Recommendations for Companies to Ensure Compliance
To ensure compliance with the new regulations, companies should review their corporate governance structures and make necessary updates to meet the new standards. Businesses should also strengthen their data protection measures and ensure their information systems are certified. Legal consultations are recommended to navigate complex areas such as foreign asset buybacks and bankruptcy processes. In addition, regular employee training and updated operational policies will be essential for adapting to these changes smoothly.
Future Outlook on Corporate Law Developments in Russia
Looking ahead, Russia is likely to continue refining its corporate laws with a focus on improving business transparency, digital security, and consumer protection. As the legal landscape evolves, businesses will need to remain vigilant and proactive in staying updated with future changes to avoid compliance issues.
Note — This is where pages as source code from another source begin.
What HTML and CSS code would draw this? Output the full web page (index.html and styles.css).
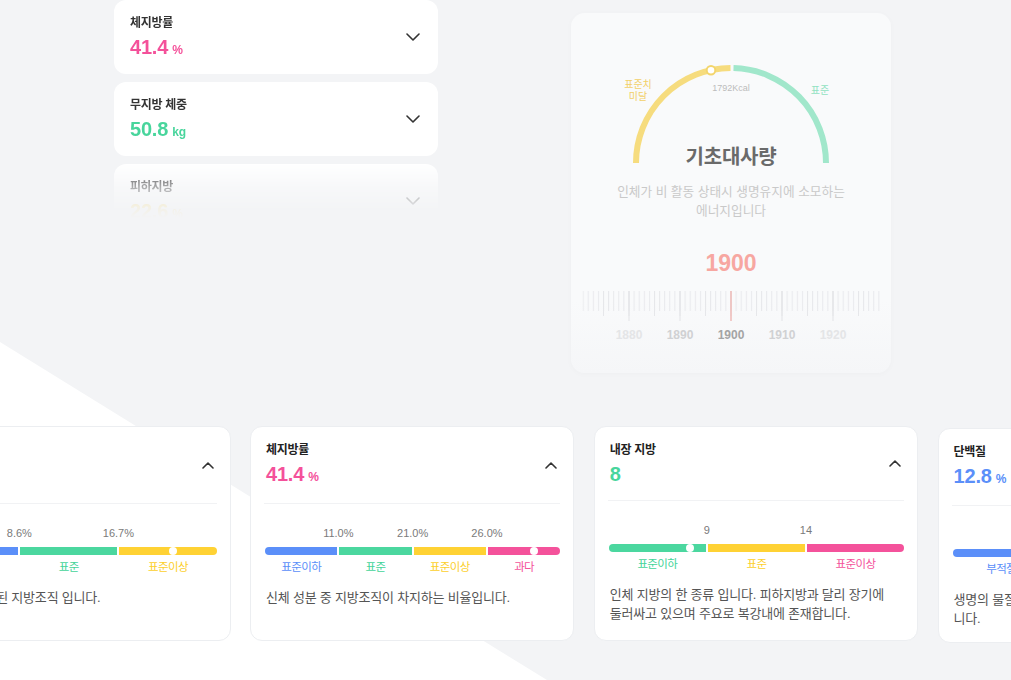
FILE: index.html
```html
<!DOCTYPE html>
<html lang="ko">
<head>
<meta charset="utf-8">
<title>체성분</title>
<link rel="stylesheet" href="styles.css">
</head>
<body>
<div class="page">
  <div class="bg-shape"></div>

  <div class="top">
    <div class="list">
      <div class="item">
        <div class="item-text">
          <div class="label">체지방률</div>
          <div class="value pink">41.4<span class="unit">%</span></div>
        </div>
        <svg class="chev" width="14" height="8" viewBox="0 0 14 8"><path d="M1 1l6 6 6-6"/></svg>
      </div>
      <div class="item">
        <div class="item-text">
          <div class="label">무지방 체중</div>
          <div class="value green">50.8<span class="unit">kg</span></div>
        </div>
        <svg class="chev" width="14" height="8" viewBox="0 0 14 8"><path d="M1 1l6 6 6-6"/></svg>
      </div>
      <div class="item">
        <div class="item-text">
          <div class="label">피하지방</div>
          <div class="value yellow">22.6<span class="unit">%</span></div>
        </div>
        <svg class="chev" width="14" height="8" viewBox="0 0 14 8"><path d="M1 1l6 6 6-6"/></svg>
      </div>
    </div>

    <div class="bmr">
      <div class="gauge">
        <svg class="gauge-svg" width="320" height="156" viewBox="0 0 320 156">
          <path d="M65 150A95 95 0 0 1 159.5 55" class="arc-y"/>
          <path d="M162.5 55.03A95 95 0 0 1 255 150" class="arc-g"/>
          <circle cx="140" cy="57.2" r="4.3" class="knob"/>
          <text x="67" y="75" class="g-lbl-y">표준치</text>
          <text x="67" y="87" class="g-lbl-y">미달</text>
          <text x="160" y="78" class="g-kcal">1792Kcal</text>
          <text x="249" y="81" class="g-lbl-g">표준</text>
        </svg>
        <div class="gauge-title">기초대사량</div>
      </div>
      <p class="bmr-desc">인체가 비 활동 상태시 생명유지에 소모하는<br>에너지입니다</p>
      <div class="bmr-value">1900</div>
      <svg class="ruler" width="320" height="76" viewBox="0 0 320 76">
        <defs>
          <pattern id="t1" x="159.5" y="0" width="5.1" height="76" patternUnits="userSpaceOnUse"><rect x="0" y="0" width="1" height="76" fill="#e8e9ec"/></pattern>
          <pattern id="t5" x="159.5" y="0" width="25.5" height="76" patternUnits="userSpaceOnUse"><rect x="0" y="0" width="1" height="76" fill="#e6e7ea"/></pattern>
          <pattern id="t10" x="159.5" y="0" width="51" height="76" patternUnits="userSpaceOnUse"><rect x="0" y="0" width="1" height="76" fill="#e2e3e6"/></pattern>
        </defs>
        <rect x="11.5" y="14" width="297.5" height="20" fill="url(#t1)"/>
        <rect x="11.5" y="14" width="297.5" height="25" fill="url(#t5)"/>
        <rect x="11.5" y="14" width="297.5" height="30" fill="url(#t10)"/>
        <rect x="159.5" y="14" width="1" height="30" fill="#f6a6a0"/>
        <text x="58" y="62" class="r-lbl r-far">1880</text>
        <text x="109" y="62" class="r-lbl r-near">1890</text>
        <text x="160" y="62" class="r-lbl r-cur">1900</text>
        <text x="211" y="62" class="r-lbl r-near">1910</text>
        <text x="262" y="62" class="r-lbl r-far">1920</text>
      </svg>
    </div>
  </div>

  <div class="cards">
    <div class="card n3">
      <div class="card-head">
        <div class="head-text">
          <div class="title">피하지방</div>
          <div class="value yellow">22.6<span class="unit">%</span></div>
        </div>
        <svg class="chev-up" width="12" height="7" viewBox="0 0 12 7"><path d="M1 6l5-5 5 5"/></svg>
      </div>
      <div class="divider"></div>
      <div class="range">
        <div class="th"><span>8.6%</span><span>16.7%</span></div>
        <div class="bar">
          <div class="seg s-blue"></div>
          <div class="seg s-green"></div>
          <div class="seg s-yellow"><i class="mk" style="left:55%"></i></div>
        </div>
        <div class="sl"><span class="c-blue">표준이하</span><span class="c-green">표준</span><span class="c-yellow">표준이상</span></div>
      </div>
      <p class="desc">피하층에 축적된 지방조직 입니다.</p>
    </div>

    <div class="card n4">
      <div class="card-head">
        <div class="head-text">
          <div class="title">체지방률</div>
          <div class="value pink">41.4<span class="unit">%</span></div>
        </div>
        <svg class="chev-up" width="12" height="7" viewBox="0 0 12 7"><path d="M1 6l5-5 5 5"/></svg>
      </div>
      <div class="divider"></div>
      <div class="range">
        <div class="th"><span>11.0%</span><span>21.0%</span><span>26.0%</span></div>
        <div class="bar">
          <div class="seg s-blue"></div>
          <div class="seg s-green"></div>
          <div class="seg s-yellow"></div>
          <div class="seg s-pink"><i class="mk" style="left:64%"></i></div>
        </div>
        <div class="sl"><span class="c-blue">표준이하</span><span class="c-green">표준</span><span class="c-yellow">표준이상</span><span class="c-pink">과다</span></div>
      </div>
      <p class="desc">신체 성분 중 지방조직이 차지하는 비율입니다.</p>
    </div>

    <div class="card n3">
      <div class="card-head">
        <div class="head-text">
          <div class="title">내장 지방</div>
          <div class="value green">8</div>
        </div>
        <svg class="chev-up" width="12" height="7" viewBox="0 0 12 7"><path d="M1 6l5-5 5 5"/></svg>
      </div>
      <div class="divider"></div>
      <div class="range">
        <div class="th"><span>9</span><span>14</span></div>
        <div class="bar">
          <div class="seg s-green"><i class="mk" style="left:84%"></i></div>
          <div class="seg s-yellow"></div>
          <div class="seg s-pink"></div>
        </div>
        <div class="sl"><span class="c-green">표준이하</span><span class="c-yellow">표준</span><span class="c-pink">표준이상</span></div>
      </div>
      <p class="desc">인체 지방의 한 종류 입니다. 피하지방과 달리 장기에 둘러싸고 있으며 주요로 복강내에 존재합니다.</p>
    </div>

    <div class="card n3 shifted">
      <div class="card-head">
        <div class="head-text">
          <div class="title">단백질</div>
          <div class="value blue">12.8<span class="unit">%</span></div>
        </div>
        <svg class="chev-up" width="12" height="7" viewBox="0 0 12 7"><path d="M1 6l5-5 5 5"/></svg>
      </div>
      <div class="divider"></div>
      <div class="range">
        <div class="th"><span>14.0%</span><span>18.0%</span></div>
        <div class="bar">
          <div class="seg s-blue"></div>
          <div class="seg s-green"></div>
          <div class="seg s-yellow"></div>
        </div>
        <div class="sl"><span class="c-blue">부적절</span><span class="c-green">표준</span><span class="c-yellow">과다</span></div>
      </div>
      <p class="desc">생명의 물질로 불리며 근육과 피부를 구성하는 성분입<br>니다.</p>
    </div>
  </div>
</div>
</body>
</html>
```

FILE: styles.css
```css
* { box-sizing: border-box; }

html, body {
  margin: 0;
  padding: 0;
}

body {
  font-family: "Liberation Sans", "Noto Sans CJK KR", sans-serif;
  background: #f3f4f6;
  color: #333;
}

.page {
  position: relative;
  width: 1011px;
  height: 680px;
  overflow: hidden;
  background: #f3f4f6;
}

.bg-shape {
  position: absolute;
  inset: 0;
  background: #ffffff;
  clip-path: polygon(0 342px, 547px 680px, 0 680px);
}

/* ---------- top area ---------- */
.top {
  position: relative;
  display: flex;
  align-items: flex-start;
  height: 426px;
  padding-left: 114px;
}

.list {
  width: 324px;
  margin-top: 0;
  display: flex;
  flex-direction: column;
  gap: 8px;
  -webkit-mask-image: linear-gradient(to bottom, #000 0, #000 162px, rgba(0,0,0,0.36) 188px, rgba(0,0,0,0.08) 208px, rgba(0,0,0,0) 218px);
  mask-image: linear-gradient(to bottom, #000 0, #000 162px, rgba(0,0,0,0.36) 188px, rgba(0,0,0,0.08) 208px, rgba(0,0,0,0) 218px);
}

.item {
  height: 74px;
  background: #fff;
  border-radius: 12px;
  display: flex;
  align-items: center;
  justify-content: space-between;
  padding: 0 18px 0 16px;
}

.item-text {
  padding: 15px 0 14px;
}

.label {
  font-size: 12px;
  font-weight: bold;
  line-height: 18px;
  color: #333;
  letter-spacing: -0.3px;
}

.value {
  margin-top: 3px;
  font-size: 20px;
  font-weight: bold;
  line-height: 24px;
  letter-spacing: -0.2px;
}

.unit {
  font-size: 12px;
  margin-left: 4px;
  letter-spacing: 0;
}

.pink { color: #f4519a; }
.green { color: #48d59c; }
.yellow { color: #ffcf2e; }
.blue { color: #5b8ff9; }

.chev, .chev-up {
  fill: none;
  stroke: #333;
  stroke-width: 1.6;
  stroke-linecap: round;
  stroke-linejoin: round;
  flex: none;
}

/* ---------- BMR card ---------- */
.bmr {
  width: 320px;
  height: 360px;
  margin-left: 133px;
  margin-top: 13px;
  border-radius: 14px;
  background: linear-gradient(to bottom, #f9fafb 0, #f9fafb 80%, #f5f6f8 100%);
  box-shadow: 0 1px 6px rgba(0, 0, 0, 0.025);
  display: flex;
  flex-direction: column;
  align-items: center;
}

.gauge {
  display: grid;
  width: 320px;
}

.gauge-svg {
  grid-area: 1 / 1;
  display: block;
}

.gauge-title {
  grid-area: 1 / 1;
  align-self: end;
  justify-self: center;
  margin-bottom: 0;
  font-size: 20px;
  font-weight: bold;
  line-height: 24px;
  color: #6a6a6a;
  letter-spacing: -0.2px;
}

.arc-y {
  fill: none;
  stroke: #f6dc7e;
  stroke-width: 6;
}

.arc-g {
  fill: none;
  stroke: #a1e7cb;
  stroke-width: 6;
}

.knob {
  fill: #fff;
  stroke: #f3d56c;
  stroke-width: 2;
}

.g-lbl-y, .g-lbl-g, .g-kcal {
  font-family: "Liberation Sans", "Noto Sans CJK KR", sans-serif;
  text-anchor: middle;
}

.g-lbl-y {
  font-size: 10px;
  fill: #f2d068;
}

.g-lbl-g {
  font-size: 10px;
  fill: #92e2c2;
}

.g-kcal {
  font-size: 9px;
  fill: #bcbcbc;
}

.bmr-desc {
  margin: 14px 0 0;
  font-size: 12.7px;
  line-height: 19px;
  color: #c9c9c9;
  text-align: center;
}

.bmr-value {
  margin-top: 28px;
  font-size: 23px;
  font-weight: bold;
  line-height: 28px;
  color: #f7a7a1;
}

.ruler {
  display: block;
}

.r-lbl {
  font-family: "Liberation Sans", sans-serif;
  font-size: 12px;
  font-weight: bold;
  text-anchor: middle;
}

.r-far { fill: #e4e5e7; }
.r-near { fill: #d0d1d3; }
.r-cur { fill: #a4a4a4; }

/* ---------- bottom cards ---------- */
.cards {
  position: relative;
  display: flex;
  gap: 19.5px;
  margin-left: -93.8px;
  align-items: flex-start;
}

.card {
  flex: 0 0 324.3px;
  height: 215px;
  background: #fff;
  border: 1px solid #eceef1;
  border-radius: 12px;
}

.card.shifted {
  margin-top: 2px;
}

.n3 { --n: 3; }
.n4 { --n: 4; }

.card-head {
  display: flex;
  align-items: center;
  justify-content: space-between;
  padding: 0 16px 0 15px;
}

.head-text {
  padding: 14px 0 14px;
}

.title {
  font-size: 12px;
  font-weight: bold;
  line-height: 18px;
  color: #222;
  letter-spacing: -0.3px;
}

.divider {
  height: 1px;
  margin: 0 13px;
  background: #f1f2f4;
}

.range {
  padding: 0 13px 0 14px;
}

.th, .bar, .sl {
  display: grid;
  grid-template-columns: repeat(var(--n), 1fr);
  column-gap: 2px;
}

.th {
  margin-top: 22px;
  height: 14px;
  font-size: 11px;
  line-height: 14px;
  color: #7a7a7a;
}

.th span {
  justify-self: end;
  transform: translateX(calc(50% + 1px));
  white-space: nowrap;
}

.bar {
  margin-top: 7px;
  height: 8px;
  border-radius: 4px;
  overflow: hidden;
}

.seg {
  position: relative;
}

.s-blue { background: #5b8ff9; }
.s-green { background: #4bd79f; }
.s-yellow { background: #ffd234; }
.s-pink { background: #f4529b; }

.mk {
  position: absolute;
  top: 0;
  width: 8px;
  height: 8px;
  margin-left: -4px;
  border-radius: 50%;
  background: #fff;
}

.sl {
  margin-top: 4px;
  font-size: 11.5px;
  line-height: 16px;
  letter-spacing: -0.6px;
  text-align: center;
}

.c-blue { color: #5b8ff9; }
.c-green { color: #44d49a; }
.c-yellow { color: #fccf2c; }
.c-pink { color: #f4529b; }

.desc {
  margin: 13px 0 0;
  padding: 0 14px 0 15px;
  font-size: 13px;
  line-height: 19px;
  color: #555;
  letter-spacing: -0.2px;
  word-break: keep-all;
}
```
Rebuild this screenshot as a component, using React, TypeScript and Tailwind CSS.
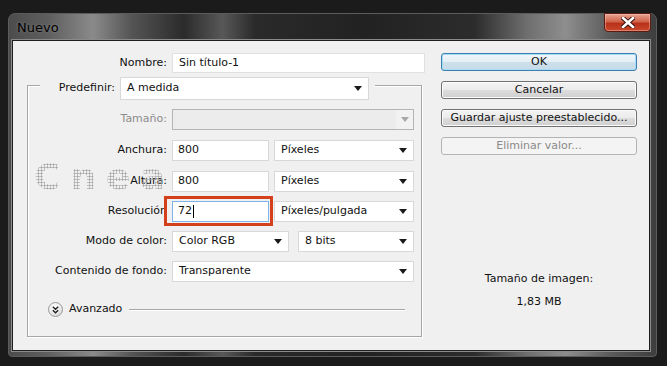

With these new reforms, Russia aims to create a more attractive environment for businesses, though companies will need to remain flexible to navigate any further legal shifts.
FAQs
What are the main changes in Russian corporate law as of May 2025?
The key changes include stricter regulations on board member resignations, an increase in the debt threshold for bankruptcy from RUB 300K to RUB 2M, enhanced data protection laws, and the ability for Russian entities to refuse foreign asset buybacks.
How do these changes affect businesses in Russia?
Businesses will need to update their governance policies, improve data protection measures, and adapt to the new bankruptcy thresholds. These changes also impact foreign investment strategies and asset management.
What should businesses do to comply with the new laws?
Companies should review and update their internal policies, invest in certified information systems, conduct regular audits, and seek legal counsel to navigate the complexities of these new regulations.